Worked example: \(1011_2 \div 10_2\) (that is, 11 ÷ 2 in decimal).

  1. Bring down the first bit: working value = 1. Is \(1 \ge 10\)? No → quotient bit 0.
  2. Bring down next bit: working value = 10. Is \(10 \ge 10\)? Yes → quotient bit 1, subtract: \(10 - 10 = 0\).
  3. Bring down next bit: working value = 01 = 1. Is \(1 \ge 10\)? No → quotient bit 0.
  4. Bring down last bit: working value = 11. Is \(11 \ge 10\)? Yes → quotient bit 1, subtract: \(11 - 10 = 1\).
  5. No bits remain. Quotient = 0101 = 101, remainder = 1.

Cross-check in decimal: \(11 \div 2 = 5\) remainder \(1\), and \(101_2 = 5\), \(1_2 = 1\). ✓

More Binary Division Examples

Each example shows the binary long division alongside its decimal cross-check, where the relationship is always \(\text{Dividend} = \text{Divisor}\times Q + R\).

Example 1 — non-zero remainder: \(1011_2 \div 10_2\)

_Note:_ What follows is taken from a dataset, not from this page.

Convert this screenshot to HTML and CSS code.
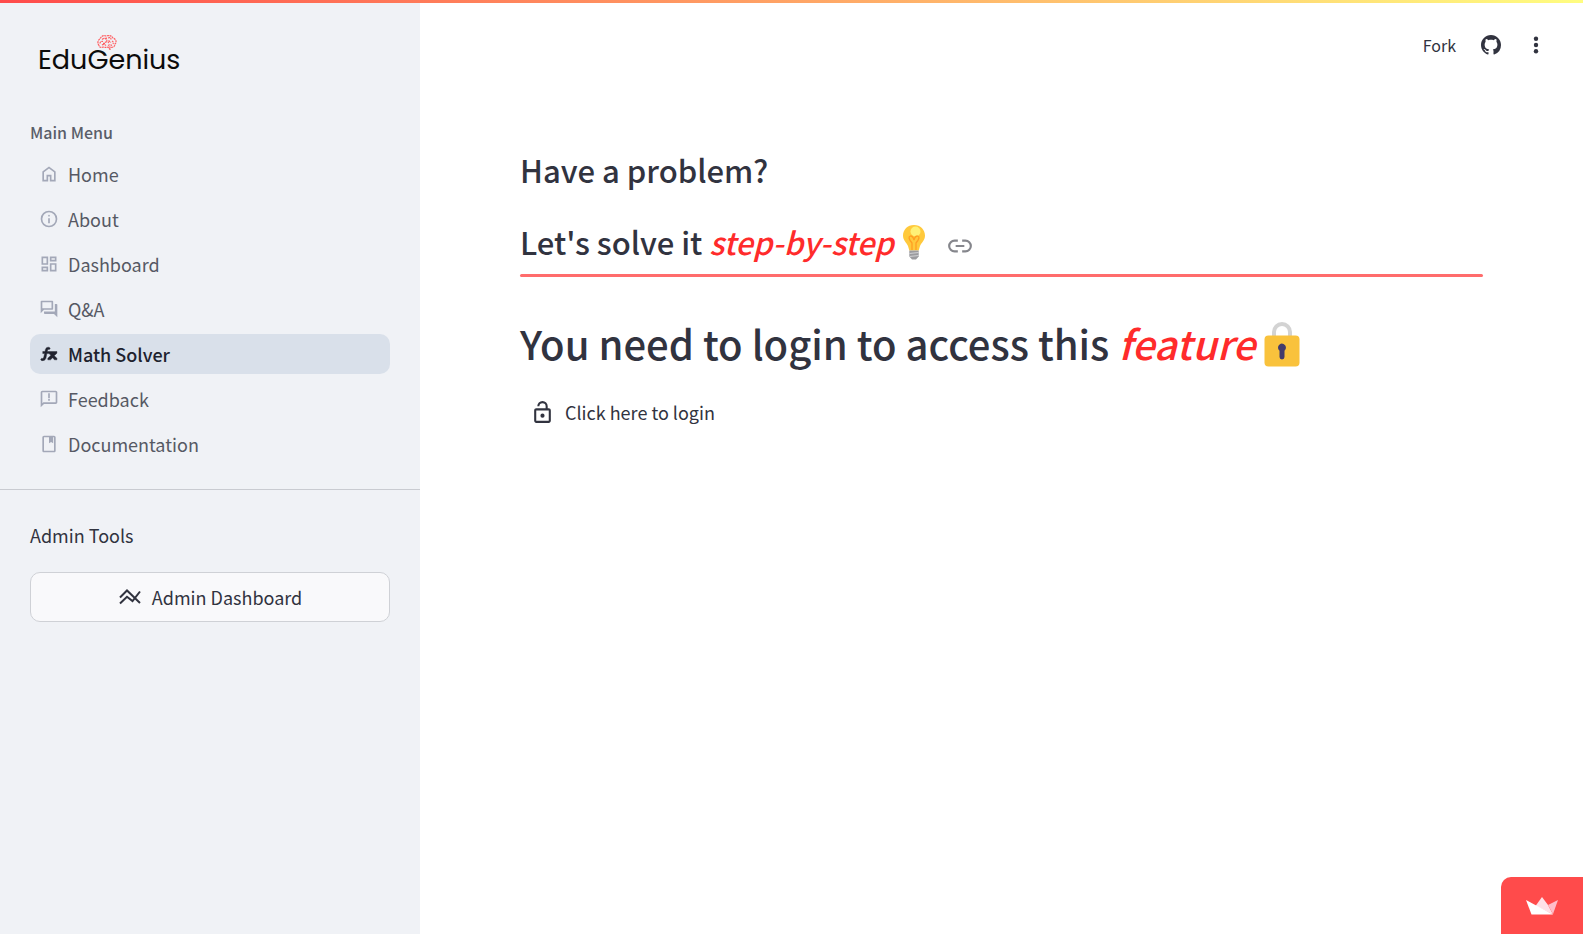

  1. Decimal equivalents: \(1011_2 = 11\), \(10_2 = 2\).
  2. Long division gives quotient bits 101 with a leftover bit 1.
  3. Result: \(1011_2 \div 10_2 = 101_2 \;\text{R}\; 1_2\) → in decimal \(11 \div 2 = 5\;\text{R}\;1\).
  4. Check: \(2 \times 5 + 1 = 11\). ✓

Example 2 — divisor larger than dividend: \(100_2 \div 1000_2\)

  1. Decimal equivalents: \(100_2 = 4\), \(1000_2 = 8\).
  2. Since the divisor (8) is larger than the dividend (4), it never fits, so every quotient bit is 0.
  3. Result: \(100_2 \div 1000_2 = 0 \;\text{R}\; 100_2\) → in decimal \(4 \div 8 = 0\;\text{R}\;4\).
  4. Check: \(8 \times 0 + 4 = 4\). ✓ When the dividend is smaller than the divisor, the quotient is always 0 and the remainder is the dividend itself.

Example 3 — clean division with cross-check: \(11110_2 \div 110_2\)

  1. Decimal equivalents: \(11110_2 = 30\), \(110_2 = 6\).
  2. Bring down bits until 110 is reached → fits once; continue bringing down bits, subtracting \(110\) each time it fits.
  3. Result: \(11110_2 \div 110_2 = 101_2 \;\text{R}\; 0\) → in decimal \(30 \div 6 = 5\;\text{R}\;0\).
  4. Verify the quotient: \(101_2 = 5\), and check \(6 \times 5 + 0 = 30\). ✓ Because the remainder is 0, the division is exact.

You can confirm any of these conversions with a binary-to-decimal converter, and confirm the final check by multiplying the quotient and divisor back together.

Key Terms in Binary Division

Dividend
The number being divided — the value written under the division bracket. In \(1011_2 \div 10_2\), the dividend is \(1011_2\).
Divisor
The number you divide by. In \(1011_2 \div 10_2\), the divisor is \(10_2\). The divisor must not be zero.
Quotient
The whole-number result of the division — how many times the divisor fits into the dividend. Written above the bracket, one bit per step.
Remainder
The amount left over after the largest whole quotient is removed: \(R = \text{Dividend} - \text{Divisor}\times Q\). It is always smaller than the divisor.
Binary (base-2)
A number system using only the digits 0 and 1, where each place value is a power of two (\(1, 2, 4, 8, \dots\)) rather than a power of ten.
Bit
A single binary digit (0 or 1) — short for "binary digit."
LSB / MSB
The Least Significant Bit is the rightmost bit (the 1's place); the Most Significant Bit is the leftmost bit (the highest place value). Binary long division processes bits from the MSB toward the LSB.
Integer / floor division
Division that keeps only the whole-number quotient and discards any fractional part — exactly what binary long division produces alongside its remainder.
Modulo
The operation that returns only the remainder of a division (often written mod or %). For \(1011_2 \div 10_2\), the modulo result is \(1_2\).

FAQ

Can I divide fractional binary numbers? No — this calculator handles unsigned whole (integer) binary numbers and returns an integer quotient plus remainder.

What if the divisor is larger than the dividend? The quotient is 0 and the remainder equals the dividend, e.g. \(10 \div 100\) gives quotient 0, remainder 10.

Why show decimal too? Seeing the decimal equivalents makes it easy to verify the result and understand the conversion.